A Datasheet-Driven Nonsegmented Empirical SPICE Model of SiC MOSFET With Improved Accuracy and Convergence Capability

This article presents a datasheet-driven empirical model of silicon carbide (SiC) MOSFET, in which both the static $\textit{I}$ - $\textit{V}$ and dynamic $\textit{C}$ - $\textit{V}$ characteristics are accurately captured by using nonsegmented empirical equations. Compared with the existing models, this model features on describing the first quadrant conduction $\textit{I}$ - $\textit{V}$ characteristics through nonsegmented empirical equations while considering the intrinsic physical mechanisms, which is beneficial for improving the convergence capability.
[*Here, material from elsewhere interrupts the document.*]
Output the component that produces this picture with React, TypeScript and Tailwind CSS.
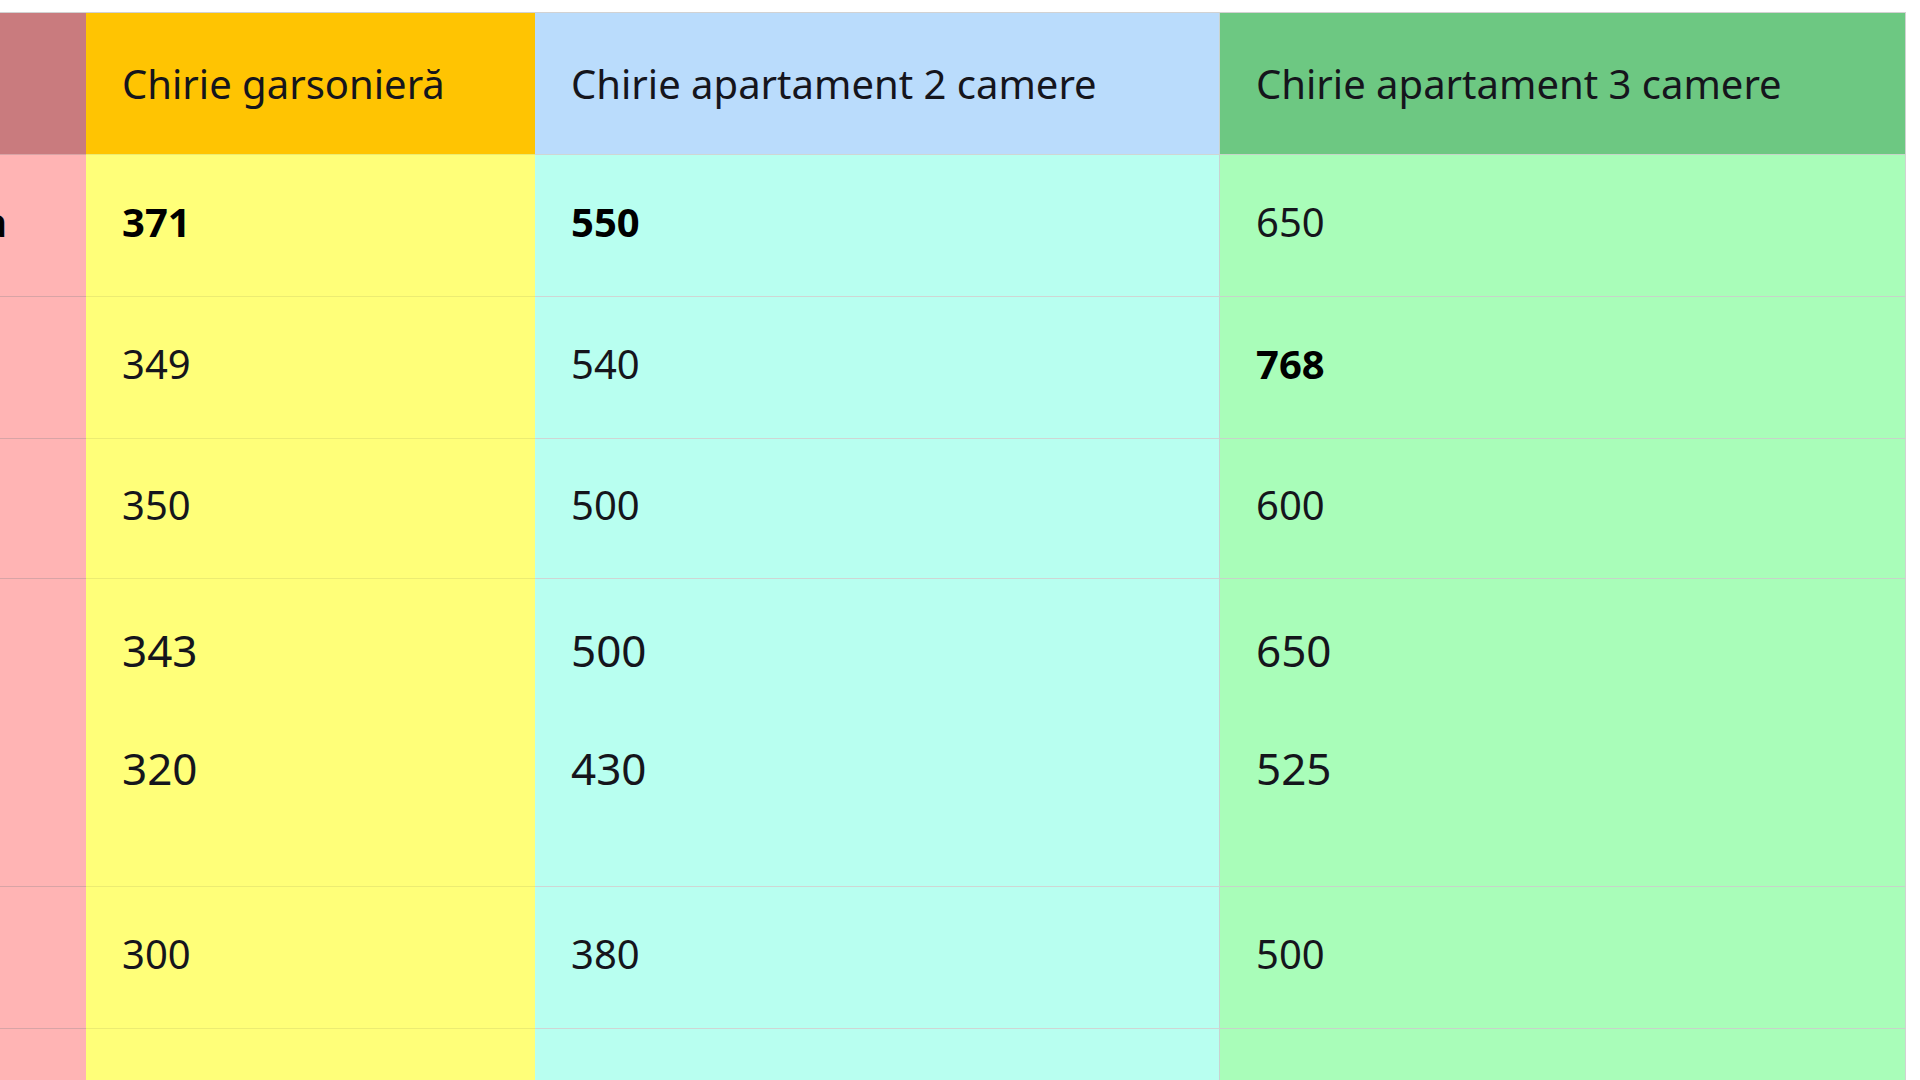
const columns = [
  { title: "Chirie garsonieră", head: "bg-[#ffc402]", body: "bg-[#ffff79]", line: "border-[#ecec72]" },
  { title: "Chirie apartament 2 camere", head: "bg-[#badcfc]", body: "bg-[#b8fff0]", line: "border-[#cfd6d4]" },
  { title: "Chirie apartament 3 camere", head: "bg-[#6dc882]", body: "bg-[#a9fdb9]", line: "border-[#c6d4c8]" },
];

const rows = [
  { city: "Cluj-Napoca", values: [["371"], ["550"], ["650"]], bold: [true, true, false], h: "h-[142px]" },
  { city: "", values: [["349"], ["540"], ["768"]], bold: [false, false, true], h: "h-[142px]" },
  { city: "", values: [["350"], ["500"], ["600"]], bold: [false, false, false], h: "h-[140px]" },
  { city: "", values: [["343", "320"], ["500", "430"], ["650", "525"]], bold: [false, false, false], h: "h-[308px]", big: true },
  { city: "", values: [["300"], ["380"], ["500"]], bold: [false, false, false], h: "h-[142px]" },
  { city: "", values: [["290"], ["370"], ["450"]], bold: [false, false, false], h: "h-[142px]" },
];

function Cell({ vals, bold, big }: { vals: string[]; bold: boolean; big?: boolean }) {
  if (big) {
    return (
      <div className="flex flex-col gap-[74px] pt-[49px] pl-[36px] text-[44px] leading-[44px]">
        {vals.map((v) => (
          <p key={v}>{v}</p>
        ))}
      </div>
    );
  }
  return (
    <div className={`flex h-full items-center pb-[7px] pl-[36px] text-[40px] ${bold ? "font-bold text-black" : ""}`}>
      {vals[0]}
    </div>
  );
}

export default function App() {
  return (
    <div className="h-[1080px] w-[1920px] overflow-hidden bg-white font-['Noto_Sans',sans-serif] text-[#15151c]">
      <div className="mt-[12px] w-[1906px] border-t border-r border-[#d2d2d2]">
        {/* header */}
        <div className="grid h-[141px] grid-cols-[86px_449px_685px_1fr]">
          <div className="bg-[#c97b7e]" />
          {columns.map((c, i) => (
            <div
              key={c.title}
              className={`flex items-center pl-[36px] text-[40px] ${c.head} ${i === 1 ? "border-r border-[#c9d3d0]" : ""}`}
            >
              {c.title}
            </div>
          ))}
        </div>

        {/* body */}
        {rows.map((r, ri) => (
          <div key={ri} className={`grid grid-cols-[86px_449px_685px_1fr] ${r.h}`}>
            <div className="relative overflow-hidden border-t border-[#d8a4a6] bg-[#ffb4b4]">
              {r.city && (
                <div className="flex h-full w-[400px] -ml-[393px] items-center justify-end pb-[7px] text-[40px] font-bold text-black whitespace-nowrap">
                  {r.city}
                </div>
              )}
            </div>
            {columns.map((c, ci) => (
              <div
                key={ci}
                className={`border-t ${c.line} ${c.body} ${ci === 1 ? "border-r border-r-[#c9d3d0]" : ""}`}
              >
                <Cell vals={r.values[ci]} bold={r.bold[ci]} big={r.big} />
              </div>
            ))}
          </div>
        ))}
      </div>
    </div>
  );
}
Moreover, the nonlinear Miller capacitance $\textit{C}_{\text{gd}}$ is accurately captured considering the shielding effect caused by the adjacent p-wells. Apart from the abovementioned added features, a parameter extraction procedure is also proposed, in which all the parameter values could be directly extracted from the data provided in the commercial datasheet. The accuracy of the proposed model is verified through the comparisons between the modeling results and experimental data from the datasheet. Furthermore, the convergence capability of the proposed model is verified by simulating a seven-level cascaded H-bridge (CHB) inverter, in which 12 devices are included. The experimental double pulse test is finally carried out to verify the feasibility of the proposed model in simulating the dynamic transients.